### The problem
Go through the data below and gather each line containing "pixels".

▬▬▬▬▬▬

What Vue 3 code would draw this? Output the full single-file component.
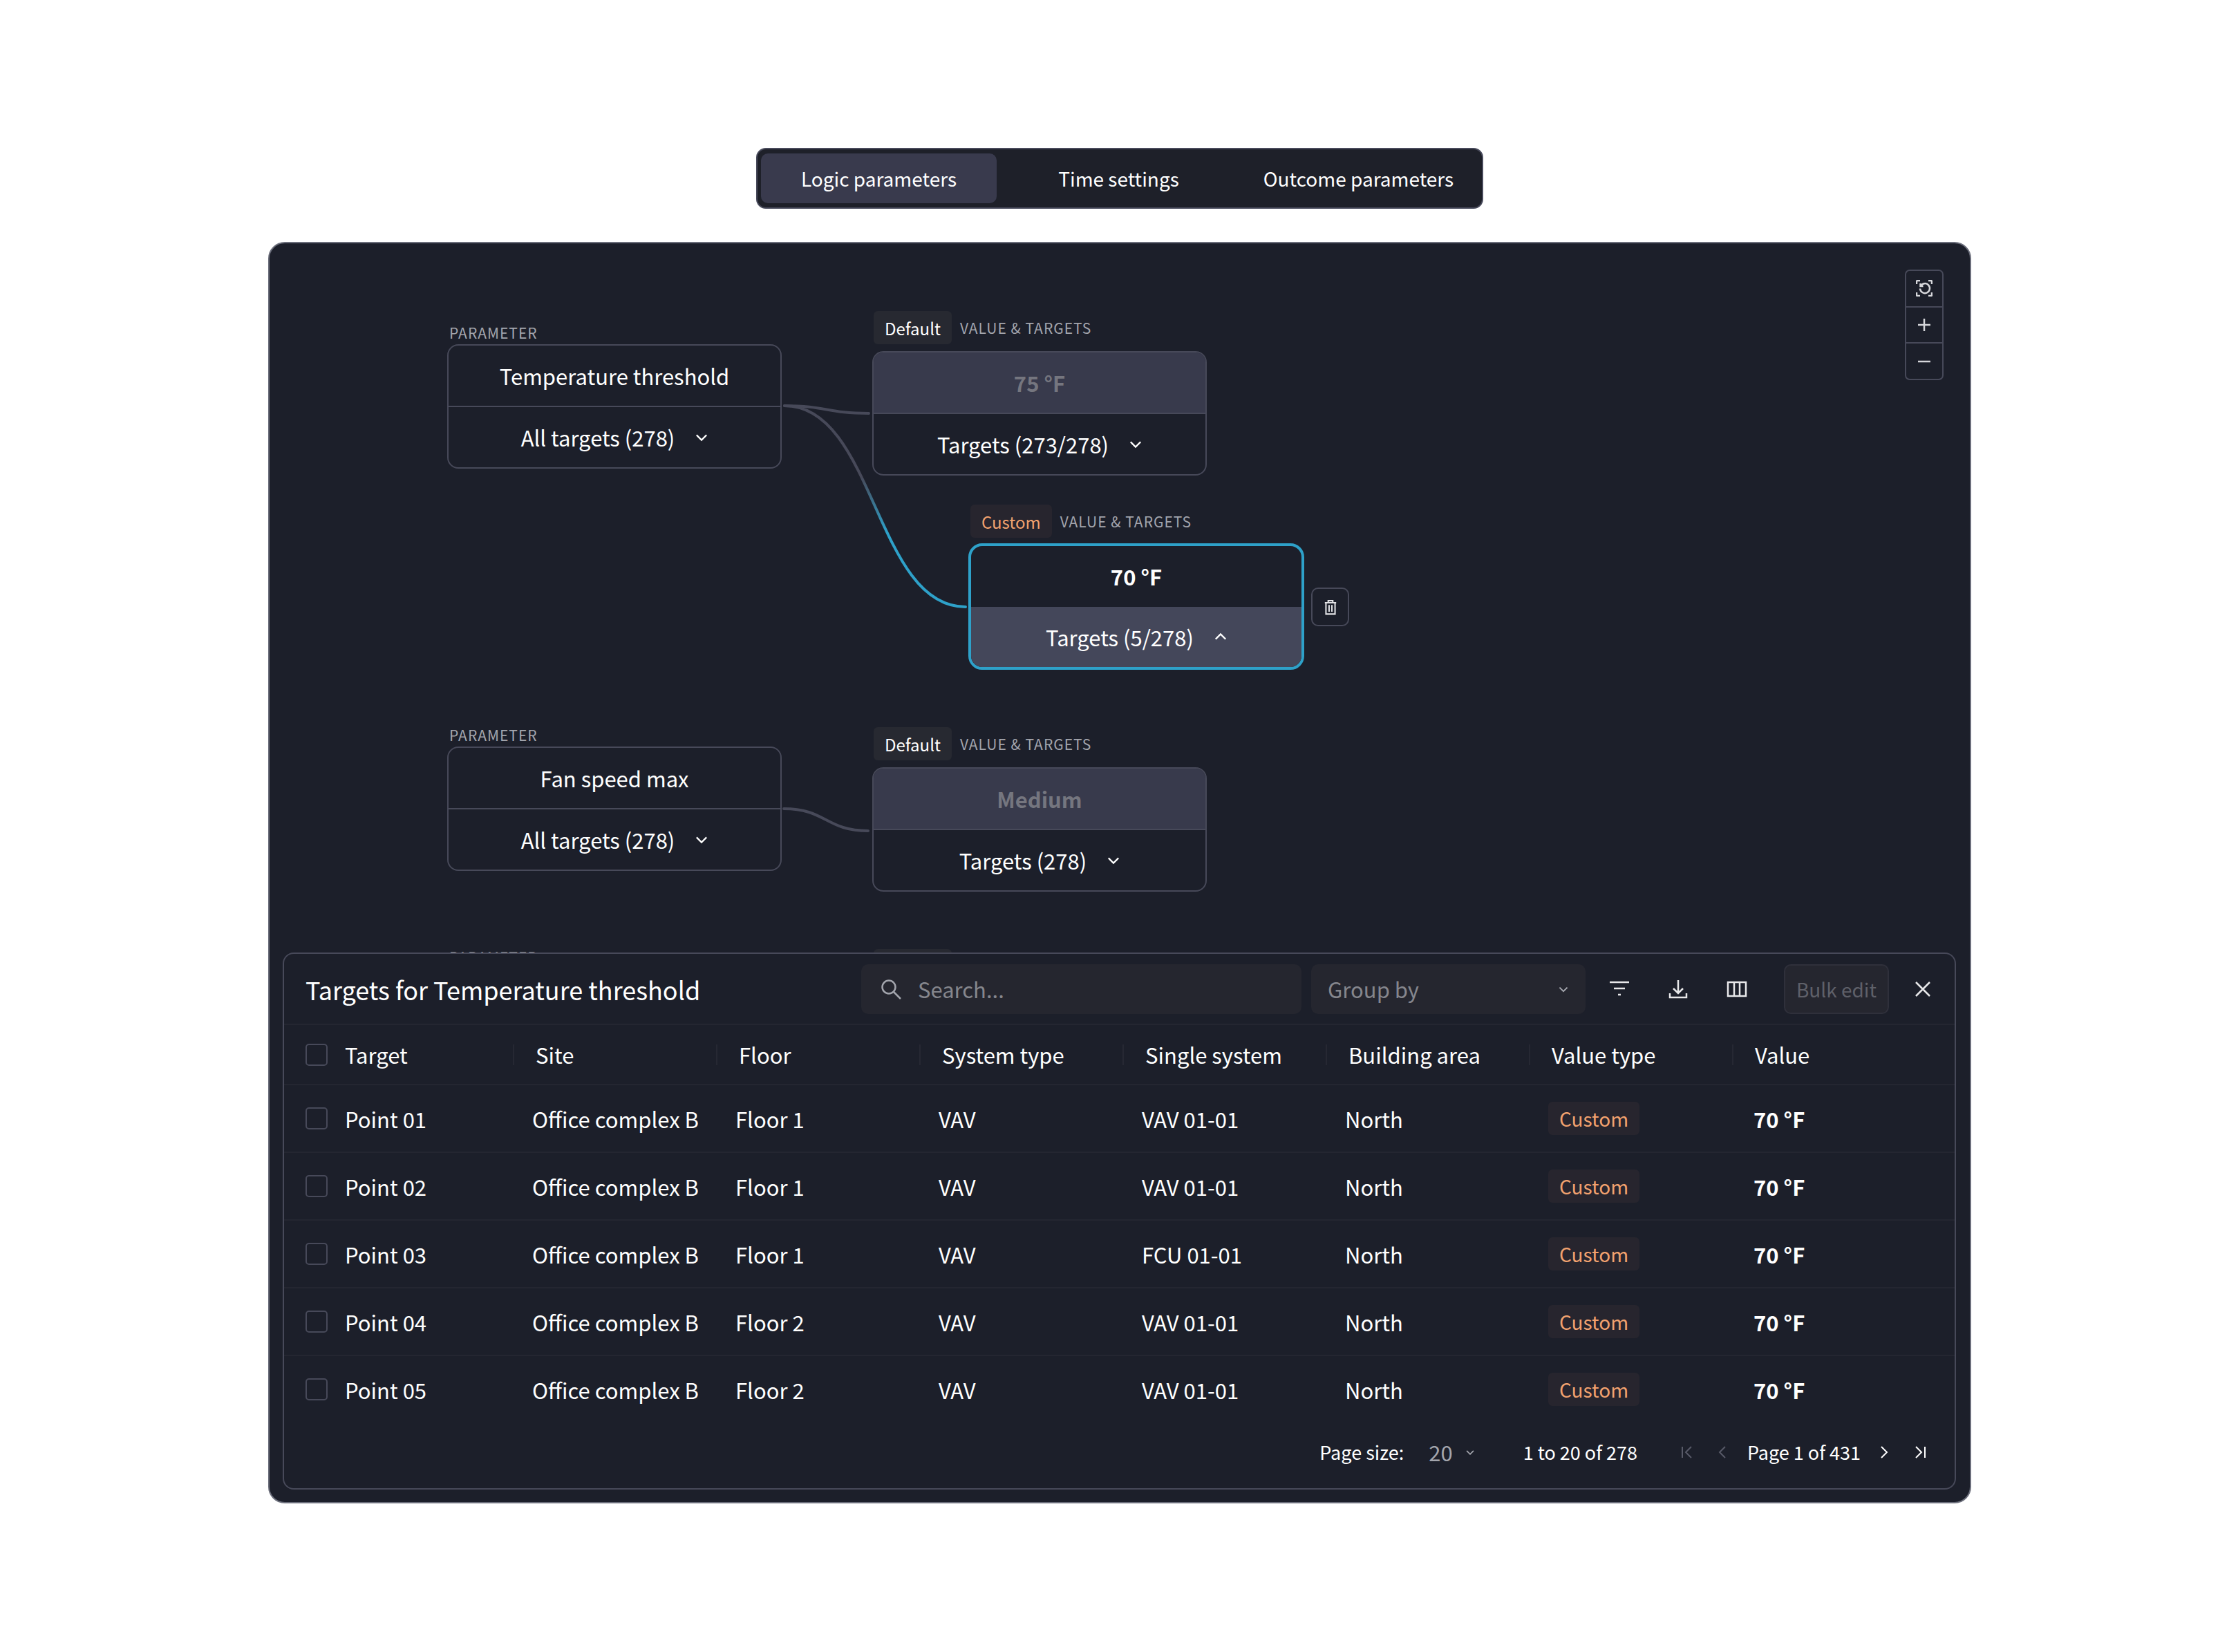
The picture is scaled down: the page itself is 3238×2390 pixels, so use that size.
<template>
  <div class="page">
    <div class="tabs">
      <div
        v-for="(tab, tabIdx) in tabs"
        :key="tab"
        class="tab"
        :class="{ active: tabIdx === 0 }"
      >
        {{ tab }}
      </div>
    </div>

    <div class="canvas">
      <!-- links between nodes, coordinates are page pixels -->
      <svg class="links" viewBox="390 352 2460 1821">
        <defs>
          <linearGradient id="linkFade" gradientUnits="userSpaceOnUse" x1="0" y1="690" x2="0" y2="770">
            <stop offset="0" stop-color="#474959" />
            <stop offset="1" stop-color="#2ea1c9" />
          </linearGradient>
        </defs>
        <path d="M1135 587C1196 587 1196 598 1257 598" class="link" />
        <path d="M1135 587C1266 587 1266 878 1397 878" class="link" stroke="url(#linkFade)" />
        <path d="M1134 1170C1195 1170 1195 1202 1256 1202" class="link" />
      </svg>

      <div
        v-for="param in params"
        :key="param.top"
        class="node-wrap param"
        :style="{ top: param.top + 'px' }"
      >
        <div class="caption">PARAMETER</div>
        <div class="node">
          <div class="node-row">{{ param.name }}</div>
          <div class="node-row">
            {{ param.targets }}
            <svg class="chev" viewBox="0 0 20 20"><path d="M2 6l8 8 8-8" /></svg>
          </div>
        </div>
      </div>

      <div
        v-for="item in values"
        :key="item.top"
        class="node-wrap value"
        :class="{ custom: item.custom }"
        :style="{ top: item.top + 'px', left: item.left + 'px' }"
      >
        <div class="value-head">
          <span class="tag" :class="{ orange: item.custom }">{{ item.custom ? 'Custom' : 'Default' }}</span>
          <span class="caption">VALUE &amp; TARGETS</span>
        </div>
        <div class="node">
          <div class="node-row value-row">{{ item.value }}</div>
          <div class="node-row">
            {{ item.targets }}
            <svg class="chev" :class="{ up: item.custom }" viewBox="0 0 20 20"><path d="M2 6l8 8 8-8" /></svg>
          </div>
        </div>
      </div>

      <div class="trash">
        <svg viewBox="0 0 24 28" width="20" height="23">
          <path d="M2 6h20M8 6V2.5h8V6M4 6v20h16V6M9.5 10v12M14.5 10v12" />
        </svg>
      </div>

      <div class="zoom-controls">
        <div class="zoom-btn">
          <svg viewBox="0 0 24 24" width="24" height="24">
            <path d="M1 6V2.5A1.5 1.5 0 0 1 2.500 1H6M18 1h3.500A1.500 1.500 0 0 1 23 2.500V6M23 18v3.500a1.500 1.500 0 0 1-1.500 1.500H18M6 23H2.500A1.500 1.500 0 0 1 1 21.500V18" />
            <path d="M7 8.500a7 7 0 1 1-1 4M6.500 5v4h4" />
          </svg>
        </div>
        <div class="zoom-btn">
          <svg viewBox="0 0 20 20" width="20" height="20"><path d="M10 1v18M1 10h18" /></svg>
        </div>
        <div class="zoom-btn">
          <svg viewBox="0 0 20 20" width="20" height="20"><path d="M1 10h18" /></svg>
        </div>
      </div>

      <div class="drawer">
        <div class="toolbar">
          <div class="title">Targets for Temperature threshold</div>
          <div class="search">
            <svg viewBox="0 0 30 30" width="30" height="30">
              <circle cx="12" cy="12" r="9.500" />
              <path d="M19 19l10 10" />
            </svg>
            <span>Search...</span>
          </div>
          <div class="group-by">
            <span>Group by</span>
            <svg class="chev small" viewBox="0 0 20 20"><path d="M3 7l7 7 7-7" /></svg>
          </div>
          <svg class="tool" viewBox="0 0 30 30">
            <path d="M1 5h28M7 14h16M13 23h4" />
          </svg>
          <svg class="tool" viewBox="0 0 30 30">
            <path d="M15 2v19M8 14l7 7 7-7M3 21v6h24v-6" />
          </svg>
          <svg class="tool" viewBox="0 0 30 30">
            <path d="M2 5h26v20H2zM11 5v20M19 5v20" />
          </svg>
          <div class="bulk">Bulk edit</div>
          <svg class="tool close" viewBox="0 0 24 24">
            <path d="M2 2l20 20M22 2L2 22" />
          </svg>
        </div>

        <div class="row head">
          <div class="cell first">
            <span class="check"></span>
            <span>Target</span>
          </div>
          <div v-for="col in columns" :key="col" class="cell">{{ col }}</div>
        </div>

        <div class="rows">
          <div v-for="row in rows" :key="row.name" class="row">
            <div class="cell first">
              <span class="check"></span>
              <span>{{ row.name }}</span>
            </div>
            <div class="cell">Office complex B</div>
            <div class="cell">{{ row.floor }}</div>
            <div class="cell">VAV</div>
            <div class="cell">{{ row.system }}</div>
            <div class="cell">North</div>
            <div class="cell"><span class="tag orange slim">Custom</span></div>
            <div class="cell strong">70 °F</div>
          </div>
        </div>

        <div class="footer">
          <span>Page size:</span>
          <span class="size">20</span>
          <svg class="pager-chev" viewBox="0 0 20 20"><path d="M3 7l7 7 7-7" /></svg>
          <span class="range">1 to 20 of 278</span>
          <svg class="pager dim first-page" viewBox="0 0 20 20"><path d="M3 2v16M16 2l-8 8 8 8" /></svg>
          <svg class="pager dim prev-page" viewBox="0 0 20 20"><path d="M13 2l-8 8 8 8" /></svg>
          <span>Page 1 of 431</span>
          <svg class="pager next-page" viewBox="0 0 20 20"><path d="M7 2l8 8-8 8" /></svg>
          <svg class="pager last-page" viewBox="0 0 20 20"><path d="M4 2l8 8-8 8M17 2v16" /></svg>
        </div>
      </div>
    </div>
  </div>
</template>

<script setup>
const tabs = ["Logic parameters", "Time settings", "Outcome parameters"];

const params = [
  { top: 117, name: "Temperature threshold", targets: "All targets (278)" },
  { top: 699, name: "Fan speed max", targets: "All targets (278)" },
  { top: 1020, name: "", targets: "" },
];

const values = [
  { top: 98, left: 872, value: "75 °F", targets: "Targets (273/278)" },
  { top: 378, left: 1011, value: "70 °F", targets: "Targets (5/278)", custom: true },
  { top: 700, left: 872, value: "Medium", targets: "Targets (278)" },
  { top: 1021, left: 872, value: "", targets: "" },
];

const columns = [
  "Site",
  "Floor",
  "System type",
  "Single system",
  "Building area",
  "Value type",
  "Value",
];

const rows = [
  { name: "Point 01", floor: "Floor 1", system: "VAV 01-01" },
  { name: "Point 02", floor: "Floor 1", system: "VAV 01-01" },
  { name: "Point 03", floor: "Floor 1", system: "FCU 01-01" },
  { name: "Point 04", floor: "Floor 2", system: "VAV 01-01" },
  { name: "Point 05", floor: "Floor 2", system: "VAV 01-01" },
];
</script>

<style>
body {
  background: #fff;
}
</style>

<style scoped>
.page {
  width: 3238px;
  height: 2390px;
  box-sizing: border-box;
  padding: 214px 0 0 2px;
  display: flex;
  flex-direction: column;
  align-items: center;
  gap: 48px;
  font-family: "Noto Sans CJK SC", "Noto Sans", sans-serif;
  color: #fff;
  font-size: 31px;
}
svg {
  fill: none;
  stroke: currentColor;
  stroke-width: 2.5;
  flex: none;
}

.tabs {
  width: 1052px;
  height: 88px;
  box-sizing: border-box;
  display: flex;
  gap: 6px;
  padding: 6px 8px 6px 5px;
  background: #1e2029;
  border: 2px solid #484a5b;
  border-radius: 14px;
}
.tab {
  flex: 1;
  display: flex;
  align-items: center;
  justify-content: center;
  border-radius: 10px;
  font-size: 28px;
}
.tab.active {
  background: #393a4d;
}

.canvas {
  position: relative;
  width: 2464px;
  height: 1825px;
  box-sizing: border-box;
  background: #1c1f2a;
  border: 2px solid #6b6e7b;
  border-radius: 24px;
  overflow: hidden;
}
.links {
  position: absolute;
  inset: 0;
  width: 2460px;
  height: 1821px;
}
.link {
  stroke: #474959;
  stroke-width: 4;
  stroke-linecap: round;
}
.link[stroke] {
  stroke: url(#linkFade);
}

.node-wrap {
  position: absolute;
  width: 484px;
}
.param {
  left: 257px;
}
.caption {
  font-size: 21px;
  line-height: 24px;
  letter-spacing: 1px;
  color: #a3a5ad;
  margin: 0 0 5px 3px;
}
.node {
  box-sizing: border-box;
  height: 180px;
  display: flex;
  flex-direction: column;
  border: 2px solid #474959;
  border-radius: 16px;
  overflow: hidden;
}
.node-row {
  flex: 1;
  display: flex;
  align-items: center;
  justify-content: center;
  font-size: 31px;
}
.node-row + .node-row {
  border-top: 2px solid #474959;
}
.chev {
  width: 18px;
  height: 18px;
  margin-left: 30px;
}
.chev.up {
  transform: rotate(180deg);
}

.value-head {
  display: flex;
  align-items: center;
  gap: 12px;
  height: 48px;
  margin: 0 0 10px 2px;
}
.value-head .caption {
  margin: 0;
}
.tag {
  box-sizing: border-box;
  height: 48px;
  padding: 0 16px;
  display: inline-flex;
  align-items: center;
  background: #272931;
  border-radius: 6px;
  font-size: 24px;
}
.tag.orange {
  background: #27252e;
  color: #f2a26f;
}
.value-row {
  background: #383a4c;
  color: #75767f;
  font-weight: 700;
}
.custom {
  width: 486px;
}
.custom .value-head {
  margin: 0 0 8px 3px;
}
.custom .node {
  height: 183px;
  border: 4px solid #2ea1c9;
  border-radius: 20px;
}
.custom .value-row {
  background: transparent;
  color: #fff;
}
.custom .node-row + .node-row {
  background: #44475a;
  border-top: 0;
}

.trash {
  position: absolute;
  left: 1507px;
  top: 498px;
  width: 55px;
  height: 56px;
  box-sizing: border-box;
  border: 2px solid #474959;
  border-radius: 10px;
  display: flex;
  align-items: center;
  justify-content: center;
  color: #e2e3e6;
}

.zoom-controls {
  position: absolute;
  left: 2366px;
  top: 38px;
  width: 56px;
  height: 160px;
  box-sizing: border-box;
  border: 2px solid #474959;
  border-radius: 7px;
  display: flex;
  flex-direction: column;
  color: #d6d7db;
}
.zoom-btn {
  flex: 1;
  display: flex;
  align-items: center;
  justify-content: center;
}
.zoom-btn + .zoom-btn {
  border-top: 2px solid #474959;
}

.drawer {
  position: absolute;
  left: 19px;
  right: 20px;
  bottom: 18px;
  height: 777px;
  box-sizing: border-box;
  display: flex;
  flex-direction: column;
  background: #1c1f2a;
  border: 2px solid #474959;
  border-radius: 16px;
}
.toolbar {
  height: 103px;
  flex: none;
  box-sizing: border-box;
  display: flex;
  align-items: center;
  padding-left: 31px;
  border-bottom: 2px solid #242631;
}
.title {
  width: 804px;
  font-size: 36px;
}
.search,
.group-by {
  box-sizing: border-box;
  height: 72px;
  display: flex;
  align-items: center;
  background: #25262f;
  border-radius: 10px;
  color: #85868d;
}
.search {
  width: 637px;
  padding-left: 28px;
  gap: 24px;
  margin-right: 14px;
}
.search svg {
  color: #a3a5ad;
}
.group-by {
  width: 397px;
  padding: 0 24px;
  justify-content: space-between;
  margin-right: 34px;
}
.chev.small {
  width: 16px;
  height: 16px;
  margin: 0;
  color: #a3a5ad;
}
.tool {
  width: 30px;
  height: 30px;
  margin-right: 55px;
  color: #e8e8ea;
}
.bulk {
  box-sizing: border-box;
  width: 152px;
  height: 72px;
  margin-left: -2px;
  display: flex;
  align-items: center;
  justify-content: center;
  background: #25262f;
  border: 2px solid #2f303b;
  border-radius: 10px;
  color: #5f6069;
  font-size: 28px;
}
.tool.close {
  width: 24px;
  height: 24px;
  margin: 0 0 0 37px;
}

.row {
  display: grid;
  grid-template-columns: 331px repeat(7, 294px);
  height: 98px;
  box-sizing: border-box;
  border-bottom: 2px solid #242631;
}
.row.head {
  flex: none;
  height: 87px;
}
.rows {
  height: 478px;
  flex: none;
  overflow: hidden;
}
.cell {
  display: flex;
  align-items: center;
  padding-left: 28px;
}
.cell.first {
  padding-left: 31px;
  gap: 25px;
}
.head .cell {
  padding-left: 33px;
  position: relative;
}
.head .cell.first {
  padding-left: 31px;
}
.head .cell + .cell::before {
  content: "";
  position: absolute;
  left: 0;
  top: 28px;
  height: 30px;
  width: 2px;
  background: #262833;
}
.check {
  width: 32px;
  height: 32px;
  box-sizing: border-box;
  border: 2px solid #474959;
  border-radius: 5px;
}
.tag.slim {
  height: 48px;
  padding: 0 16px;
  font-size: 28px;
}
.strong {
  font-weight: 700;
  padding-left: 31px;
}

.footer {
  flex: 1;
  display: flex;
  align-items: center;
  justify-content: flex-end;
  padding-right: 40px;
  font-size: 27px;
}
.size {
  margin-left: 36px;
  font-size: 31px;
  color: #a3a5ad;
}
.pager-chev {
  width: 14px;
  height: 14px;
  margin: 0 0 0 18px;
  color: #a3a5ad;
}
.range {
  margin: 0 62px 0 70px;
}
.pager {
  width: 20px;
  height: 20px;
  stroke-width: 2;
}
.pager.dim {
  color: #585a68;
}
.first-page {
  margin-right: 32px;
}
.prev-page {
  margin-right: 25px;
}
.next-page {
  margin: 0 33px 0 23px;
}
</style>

▬▬▬▬▬▬

### Answer to this exercise
The picture is scaled down: the page itself is 3238×2390 pixels, so use that size.
      <!-- links between nodes, coordinates are page pixels -->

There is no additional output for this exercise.